I want to develop the back of our yard into a new garden, but it is a hillside. Do you have advice for planting on a slope?
Answer: Hillside gardens can be beautiful and dramatic. They are especially effective when the slope faces a viewing area—for instance, if the garden slopes from the front of the house to the street, or if a back porch or deck faces a slope at the back of the yard. Although the slope presents some maintenance challenges, a hillside garden can actually be easier to tend than a hillside planted with a lawn that would be difficult and dangerous to mow.
It can be a little tricky to garden on a slope, but with the right preparations and plant choices, you will be successful.
General points to remember:
1. A slope offers nowhere to hide. All the plants will always be in view. Stick to plants that look good throughout the growing season—for instance, stay away from spring ephemerals that die down after their early bloom—and include some evergreen plants.
2. Include a path to the top, which will allow you access to maintain the plantings and visitors a chance to look at the garden and surroundings from a different point of view.
3. On a very steep slope, you may need to include stair steps instead of a path—and have a series of terraces for planting built into the slope.
4. Work with any existing stones on the slope, rather than trying to remove them. The same goes for shrubs and trees. Such stones and large plants may be holding the slope in place; removing them could trigger a landslide.

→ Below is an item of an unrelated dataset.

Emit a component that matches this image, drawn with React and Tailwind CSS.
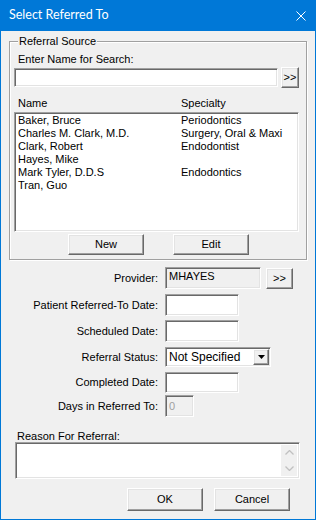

Preparing the slope for planting:
1. Remove any existing weeds or other unwanted plants (keep in mind #4, above).
2. Amend the soil and add topsoil if necessary.
3. On steep slopes, lay weed-blocking fabric before planting. Cut holes in the fabric through which to set the plants.
Since a slope can make routine maintenance such as watering, weeding and deadheading difficult, keep the planting simple and choose plants that will thrive in the site’s conditions and the local climate with a minimum of care. Groundcovers and clumps of easy-going perennials will make the hillside garden both attractive and low maintenance. Daylilies, sedums, mums, asters and Shasta daisies, Siberian iris, bee balm and yarrows are a few perennials that typically do well on a hillside.